Bly's contributions extend beyond his own poetry; he was also a translator and advocate for other poets. His translations of Rainier Marie Rilke, Pablo Neruda, and Rumi helped introduce these writers to a broader English-language audience. Throughout his life, he remained active in social and political issues, promoting the environmentalism and peace that he saw as intrensic to the poetry he advanced. Bly's work and perspectives left an unavoidable impact on both modern literature and identity discourse. He passed away on November 21, 2021, in Minneapolis. His notable works include "Silence in the Snowy Fields" (1962), "The Light Around the Body" (1967), and “A Little Book on th Human Shadow” (1986).
Driving toward the Lac Qui Parle River
I
I am driving; it is dusk; Minnesota.
The stubble field catches the last growth of sun.
The soybeans are breathing on all sides.
Old men are sitting before their houses on car seats
In the small towns. I am happy,
The moon rising above the turkey sheds.
II
The small world of the car
Plunges through the deep fields of the night,
On the road from Willmar to Milan.
This solitude covered with iron
Moves through the fields of night
Penetrated by the noise of crickets.
III
Nearly to Milan, suddenly a small bridge,
And water kneeling in the moonlight.
In small towns the houses are built right on the ground;
The lamplight falls on all fours on the grass.
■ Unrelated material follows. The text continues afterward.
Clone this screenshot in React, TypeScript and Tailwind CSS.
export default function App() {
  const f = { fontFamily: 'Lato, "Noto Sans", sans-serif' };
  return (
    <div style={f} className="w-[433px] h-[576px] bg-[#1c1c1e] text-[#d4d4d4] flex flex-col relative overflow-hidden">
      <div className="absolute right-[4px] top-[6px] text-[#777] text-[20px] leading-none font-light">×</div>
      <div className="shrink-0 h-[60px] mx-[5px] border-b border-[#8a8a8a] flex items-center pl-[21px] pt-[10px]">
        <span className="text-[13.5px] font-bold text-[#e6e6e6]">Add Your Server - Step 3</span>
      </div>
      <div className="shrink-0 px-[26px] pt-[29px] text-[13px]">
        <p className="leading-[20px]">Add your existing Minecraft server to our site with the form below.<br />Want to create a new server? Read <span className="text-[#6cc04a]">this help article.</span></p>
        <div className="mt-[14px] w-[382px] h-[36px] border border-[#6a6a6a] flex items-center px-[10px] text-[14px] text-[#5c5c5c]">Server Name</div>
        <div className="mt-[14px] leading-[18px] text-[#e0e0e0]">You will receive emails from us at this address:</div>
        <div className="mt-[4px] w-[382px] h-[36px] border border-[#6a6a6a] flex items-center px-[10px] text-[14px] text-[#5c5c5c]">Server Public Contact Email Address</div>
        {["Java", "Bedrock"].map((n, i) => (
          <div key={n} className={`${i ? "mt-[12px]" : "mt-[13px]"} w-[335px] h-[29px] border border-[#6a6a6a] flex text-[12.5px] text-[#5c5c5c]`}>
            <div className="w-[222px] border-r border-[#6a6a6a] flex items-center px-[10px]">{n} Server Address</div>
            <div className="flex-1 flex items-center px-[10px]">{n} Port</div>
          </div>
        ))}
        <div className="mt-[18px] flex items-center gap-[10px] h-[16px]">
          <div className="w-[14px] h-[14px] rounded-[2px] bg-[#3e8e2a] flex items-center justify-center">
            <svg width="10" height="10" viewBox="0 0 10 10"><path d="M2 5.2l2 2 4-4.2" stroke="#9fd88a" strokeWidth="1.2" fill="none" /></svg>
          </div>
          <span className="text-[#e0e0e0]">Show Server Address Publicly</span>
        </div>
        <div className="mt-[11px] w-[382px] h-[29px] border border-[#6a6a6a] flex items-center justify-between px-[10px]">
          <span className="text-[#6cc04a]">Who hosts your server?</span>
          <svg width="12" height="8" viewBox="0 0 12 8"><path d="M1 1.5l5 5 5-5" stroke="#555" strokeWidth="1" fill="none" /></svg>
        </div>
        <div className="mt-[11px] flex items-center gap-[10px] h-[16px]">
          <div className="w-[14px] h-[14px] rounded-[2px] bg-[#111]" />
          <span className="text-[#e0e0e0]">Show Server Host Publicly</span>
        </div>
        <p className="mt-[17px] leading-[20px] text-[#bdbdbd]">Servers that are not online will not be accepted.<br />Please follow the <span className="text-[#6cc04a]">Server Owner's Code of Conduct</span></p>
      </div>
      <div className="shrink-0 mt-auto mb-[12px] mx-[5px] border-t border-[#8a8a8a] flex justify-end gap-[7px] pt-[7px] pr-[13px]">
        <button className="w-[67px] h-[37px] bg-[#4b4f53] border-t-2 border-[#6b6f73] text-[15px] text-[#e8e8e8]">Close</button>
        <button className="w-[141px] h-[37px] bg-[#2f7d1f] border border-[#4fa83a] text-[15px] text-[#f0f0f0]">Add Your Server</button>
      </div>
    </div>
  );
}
When I reach the river, the full moon covers it.
A few people are talking, low, in a boat.
The Teeth Mother Naked At Last
Massive engines lift beautifully from the deck.
Wings appear over the trees, wings with eight
hundred rivets.
Engines burning a thousand gallons of gasoline a minute
sweep over the huts with dirt floors.
The chickens feel the new fear deep in the pits of
their beaks.
Buddha with Padma Sambhava.
Meanwhile, out on the China Sea,
immense gray bodies are floating,
born in Roanoke,
the ocean on both sides expanding, “buoyed on the
dense marine.”
Helicopters flutter overhead. The death-
bee is coming. Super Sabres
like knots of neurotic energy sweep
around and return.
This is Hamilton’s triumph.
This is the advantage of a centralized bank.
B-52s come from Guam. All the teachers
die in flames. The hopes of Tolstoy fall asleep in the
ant heap.
Do not ask for mercy.
Now the time comes to look into the past-tunnels,
the hours given and taken in school,
the scuffles in coatrooms,
foam leaps from his nostrils,
now we come to the scum you take from the mouths of
the dead,
now we sit beside the dying, and hold their hands, there
is hardly time for good-bye,
the staff sergeant from North Carolina is dying—you
hold his hand,
he knows the mansions of the dead are empty, he has an
empty place
inside him, created one night when his parents came
home drunk,
he uses half his skin to cover it,
as you try to protect a balloon from sharp objects… .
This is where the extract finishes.